The docker provider does not require additional configurations for cluster templates.

However, if you require special network settings you can set the following environment variables:

# The list of service CIDR, default ["10.128.0.0/12"]
export SERVICE_CIDR=["10.96.0.0/12"]

# The list of pod CIDR, default ["192.168.0.0/16"]
export POD_CIDR=["192.168.0.0/16"]

# The service domain, default "cluster.local"
export SERVICE_DOMAIN="k8s.test"

See the GCP provider for more information.

It is required to use an official CAPV machine images for your vSphere VM templates. See uploading CAPV machine images for instructions on how to do this.

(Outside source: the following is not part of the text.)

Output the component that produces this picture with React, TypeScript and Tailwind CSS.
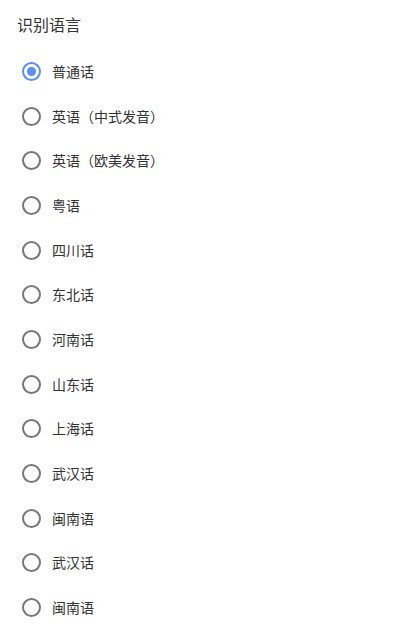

# The vCenter server IP or FQDN
export VSPHERE_SERVER="10.0.0.1"
# The vSphere datacenter to deploy the management cluster on
export VSPHERE_DATACENTER="SDDC-Datacenter"
# The vSphere datastore to deploy the management cluster on
export VSPHERE_DATASTORE="vsanDatastore"
# The VM network to deploy the management cluster on
export VSPHERE_NETWORK="VM Network"
# The vSphere resource pool for your VMs
export VSPHERE_RESOURCE_POOL="*/Resources"
# The VM folder for your VMs. Set to "" to use the root vSphere folder
export VSPHERE_FOLDER="vm"
# The VM template to use for your VMs
export VSPHERE_TEMPLATE="ubuntu-1804-kube-v1.17.3"
# The VM template to use for the HAProxy load balancer of the management cluster
export VSPHERE_HAPROXY_TEMPLATE="capv-haproxy-v0.6.0-rc.2"
# The public ssh authorized key on all machines
export VSPHERE_SSH_AUTHORIZED_KEY="ssh-rsa AAAAB3N..."

clusterctl init --infrastructure vsphere

For more information about prerequisites, credentials management, or permissions for vSphere, see the vSphere getting started guide.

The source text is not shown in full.